Lastly, the two Year-to-date volatility ratio charts of the SPX:VIX and RUT:RVX show that the SPX closed the week at short-term resistance, while the RUT closed above. In fact, the RUT:RVX closed at an all-time high, as shown on the third (Monthly) chart, confirming that Small Caps lead this current market rally in the least volatile environment, for now. This rally may not end until we see volumes become extremely frothy on the corresponding Russell 2000 E-mini Futures Index, the TF.

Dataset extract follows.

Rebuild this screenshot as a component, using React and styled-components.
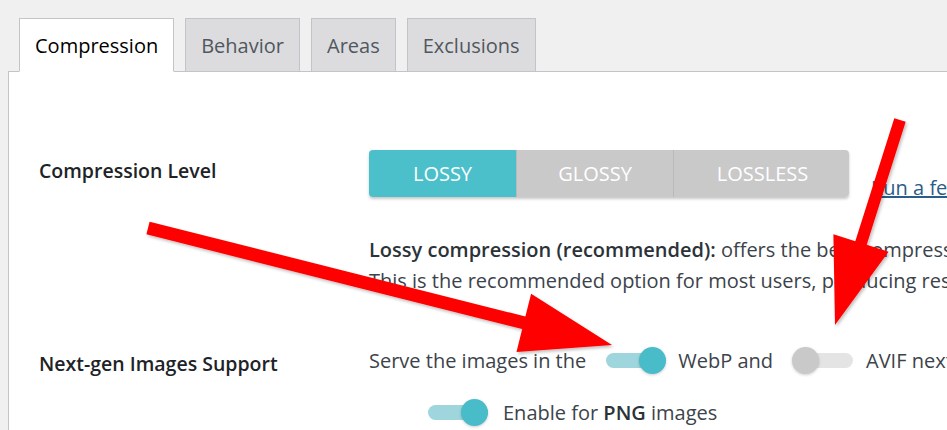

What do I take away from all of this? It appears that we have some Sector rotation going on as some markets (mainly the Defensives) pushed higher at lofty levels, and others have had some profit-taking. For the time-being, all I can say is that, generally, overall sentiment/momentum is still favouring the upside while volatility remains low, in spite of the conflicting data/events that I mentioned in my opening paragraph. However, most markets remain near their highs of this year and some people may consider them as being overbought. They are likely, technically, correct...however, in this Fed-controlled monetary environment, markets may not always pay attention to pure technicals, as the Fed's actions seem to remove some of the risk in going long at these levels. But, since markets may react to unexpected negative news events and are, no doubt, pricing in this risk, we may see a market that produces small daily gains in the days/weeks ahead...it becomes a slow, griding, melt-up. Time will tell. The challenge for me, as a daytrader, is in determining where support and, to a lesser extent, resistance lie for the day in this kind of environment.